The Criterion Voyages (Spine #1136): DRIVE MY CAR -- Your Chance to Bring Home the Best Movie of 2021
By Sean Boelman
When Drive My Car was picked up by specialty distributor Janus Films, cinephiles knew that it would only be a matter of time before the film was added to the Criterion Collection given the companies’ long-standing business relationship. Now, physical media collectors have the chance to bring home one of the finest movies of 2021 and add it to their shelf.
The moving three-hour drama follows a theater director who puts on a unique performance of Anton Chekov’s play Uncle Vanya two years after the passing of his wife. It’s a perfect fit for Criterion — literary but not too pretentious, and almost universally beloved among the film community.
Although the movie picked up much acclaim on its festival run — garnering several awards at the Cannes Film Festival, among other fests — few expected it to break out into such mainstream success at the Oscars last year. But that recognition has allowed it to find the audience it needed to be remembered as the masterpiece it is.
The film tenderly explores its themes, ranging from grief to artistic expression, and while its three-hour runtime can be a bit daunting to some, the opportunity to own the movie on home media allows you the opportunity to admire it at your own pace or the chance to rewind and watch some of your favorite scenes over and over again.

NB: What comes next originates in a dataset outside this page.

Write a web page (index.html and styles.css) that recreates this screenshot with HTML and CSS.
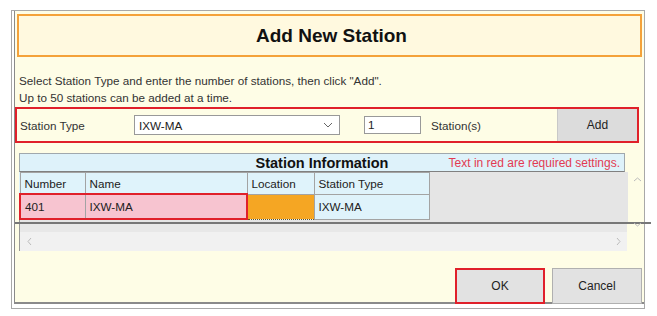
FILE: index.html
```html
<!DOCTYPE html>
<html lang="en">
<head>
  <meta charset="UTF-8" />
  <title>Add New Station</title>
  <link rel="stylesheet" href="styles.css">
</head>
<body>
  <div class="frame">
    <div class="dialog">
      <div class="title-box">
        <h2>Add New Station</h2>
      </div>

      <p class="note">Select Station Type and enter the number of stations, then click "Add".<br>Up to 50 stations can be added at a time.</p>

      <div class="add-row">
        <span class="add-label">Station Type</span>
        <div class="select">
          <span>IXW-MA</span>
          <svg class="chevron" width="10" height="6" viewBox="0 0 10 6"><path d="M1 1 L5 5 L9 1" fill="none" stroke="#666" stroke-width="1"/></svg>
        </div>
        <div class="count">1</div>
        <span class="unit">Station(s)</span>
        <button class="add-btn">Add</button>
      </div>

      <div class="grid">
        <div class="grid-head">
          <span class="grid-title">Station Information</span>
          <span class="required">Text in red are required settings.</span>
        </div>
        <div class="grid-body">
          <div class="grid-view">
            <table class="stations">
              <tr>
                <th class="c-num">Number</th>
                <th class="c-name">Name</th>
                <th class="c-loc">Location</th>
                <th class="c-type">Station Type</th>
              </tr>
              <tr class="row-new">
                <td class="req req-left">401</td>
                <td class="req req-right">IXW-MA</td>
                <td class="loc"></td>
                <td>IXW-MA</td>
              </tr>
            </table>
          </div>
          <div class="vscroll">
            <svg width="9" height="5" viewBox="0 0 9 5"><path d="M1 4 L4.5 1 L8 4" fill="none" stroke="#bbb" stroke-width="1"/></svg>
            <svg class="down" width="9" height="5" viewBox="0 0 9 5"><path d="M1 1 L4.5 4 L8 1" fill="none" stroke="#bbb" stroke-width="1"/></svg>
          </div>
        </div>
        <div class="hscroll">
          <svg width="5" height="9" viewBox="0 0 5 9"><path d="M4 1 L1 4.5 L4 8" fill="none" stroke="#bbb" stroke-width="1"/></svg>
          <svg width="5" height="9" viewBox="0 0 5 9"><path d="M1 1 L4 4.5 L1 8" fill="none" stroke="#bbb" stroke-width="1"/></svg>
        </div>
      </div>

      <div class="actions">
        <button class="btn btn-ok">OK</button>
        <button class="btn">Cancel</button>
      </div>
    </div>
  </div>
</body>
</html>
```

FILE: styles.css
```css
body {
  margin: 0;
  background-color: #fff;
  font-family: "Liberation Sans", Arial, sans-serif;
  font-size: 11.7px;
  color: #222;
}

.frame {
  margin: 10px 0 0 11px;
  width: 630px;
  height: 295px;
  border: 1px solid #a8a8a8;
  padding: 0 0 2px 2px;
  background-color: #fff;
}

.dialog {
  height: 293px;
  border-left: 1px solid #8a8a8a;
  border-bottom: 2px solid #8a8a8a;
  background-color: #fefde6;
  padding-top: 3px;
  box-sizing: border-box;
}

.title-box {
  margin: 0 2px 0 2px;
  height: 43px;
  border: 2px solid #f4a23a;
  background-color: #fff9df;
  box-sizing: border-box;
  display: flex;
  align-items: center;
  justify-content: center;
}

.title-box h2 {
  margin: 0 0 0 4px;
  font-size: 19px;
  color: #111;
}

.note {
  margin: 15px 0 0 4px;
  line-height: 17px;
  color: #333;
}

.add-row {
  margin-top: 1px;
  width: 624px;
  height: 36px;
  border: 2px solid #e0202a;
  box-sizing: border-box;
  display: flex;
  align-items: center;
}

.add-label {
  width: 114px;
  padding-left: 3px;
  color: #333;
}

.select {
  width: 206px;
  height: 20px;
  border: 1px solid #999;
  background-color: #fff;
  box-sizing: border-box;
  display: flex;
  align-items: center;
  justify-content: space-between;
  padding: 0 6px 0 4px;
}

.count {
  margin-left: 24px;
  width: 57px;
  height: 18px;
  border: 1px solid #999;
  background-color: #fff;
  box-sizing: border-box;
  padding-left: 3px;
  line-height: 16px;
}

.unit {
  margin-left: 10px;
  color: #333;
}

.add-btn {
  margin-left: auto;
  width: 80px;
  height: 32px;
  border: none;
  border-left: 1px solid #c8c8c8;
  background-color: #dcdcdc;
  font-family: inherit;
  font-size: 12px;
  color: #222;
}

.grid {
  margin: 10px 0 0 4px;
}

.grid-head {
  width: 606px;
  height: 19px;
  border: 1px solid #a0a8ad;
  border-bottom-color: #808080;
  background-color: #def2fa;
  box-sizing: border-box;
  position: relative;
  text-align: center;
}

.grid-title {
  font-size: 14.5px;
  font-weight: bold;
  line-height: 18px;
  color: #111;
}

.required {
  position: absolute;
  right: 4px;
  top: 2px;
  font-size: 12px;
  color: #e23a52;
}

.grid-body {
  display: flex;
  height: 50px;
  border-bottom: 2px solid #777;
  margin-left: -4px;
  width: 632px;
  padding-left: 4px;
}

.grid-view {
  width: 608px;
  background-color: #e5e5e5;
  border-left: 1px solid #999;
}

.stations {
  border-collapse: collapse;
  background-color: #dff3fb;
  margin-left: -1px;
}

.stations th,
.stations td {
  border: 1px solid #a3a3a3;
  text-align: left;
  font-weight: normal;
  padding: 0 4px;
  color: #222;
}

.stations th {
  height: 20px;
}

.stations td {
  height: 23px;
}

.c-num { width: 56px; }
.c-name { width: 153px; }
.c-loc { width: 58px; }
.c-type { width: 106px; }

.row-new .req {
  background-color: #f7c4d0;
  border-top: 2px solid #e0202a;
  border-bottom: 2px solid #e0202a;
}

.row-new .req-left {
  border-left: 2px solid #e0202a;
}

.row-new .req-right {
  border-right: 2px solid #e0202a;
}

.row-new .loc {
  background-color: #f5a623;
  border: 1px dotted #6a5020;
}

.vscroll {
  width: 18px;
  display: flex;
  flex-direction: column;
  align-items: center;
  justify-content: space-between;
  padding: 5px 0 0;
  box-sizing: border-box;
}

.vscroll .down {
  margin-bottom: -5px;
}

.hscroll {
  width: 608px;
  height: 27px;
  border-left: 1px solid #999;
  background: linear-gradient(#e8e8e8 0 8px, #f1f1f1 8px);
  display: flex;
  justify-content: space-between;
  align-items: center;
  padding: 8px 6px 0 7px;
  box-sizing: border-box;
}

.actions {
  display: flex;
  justify-content: flex-end;
  gap: 7px;
  margin: 17px 2px 0 0;
}

.btn {
  width: 90px;
  height: 36px;
  border: 1px solid #b0b0b0;
  background-color: #e2e2e2;
  font-family: inherit;
  font-size: 12px;
  color: #222;
}

.btn-ok {
  border: 2px solid #e0202a;
}
```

Hidetoshi Nishijima’s leading performance remains one of the most criminally unrecognized of last year. The amount of nuance he brings to the role is simply mind-blowing, as is the amount of emotion he is able to get out even the smallest of emotions. And his chemistry with Toko Miura is subtle but particularly impactful in the third act.
The Criterion release is a new 2K master, and while it would have been nice to see them take advantage of the 4K format in which they have been working recently, it’s still nice to be able to own the film in a physical format. After all, Hidetoshi Shinimiya’s gorgeous cinematography is going to look exquisite regardless of what format you see it in.
The bonus features on the disc do draw a lot from other sources, but there is a new interview with writer-director Ryusuke Hamaguchi. Given that this is the movie’s initial home media release, it almost makes sense that it resembles more of a standard Blu-Ray release than a Criterion Collection edition, but cinephiles are going to jump on it regardless.
Drive My Car is hardly a surprising addition to the Criterion Collection, but that doesn’t make it any less deserving of its spot. Ryusuke Hamaguchi’s film is an early contender to be one of the best movies of the decade, and having this Blu-Ray will ensure you remember that.
The Criterion Collection edition of Drive My Car is now available.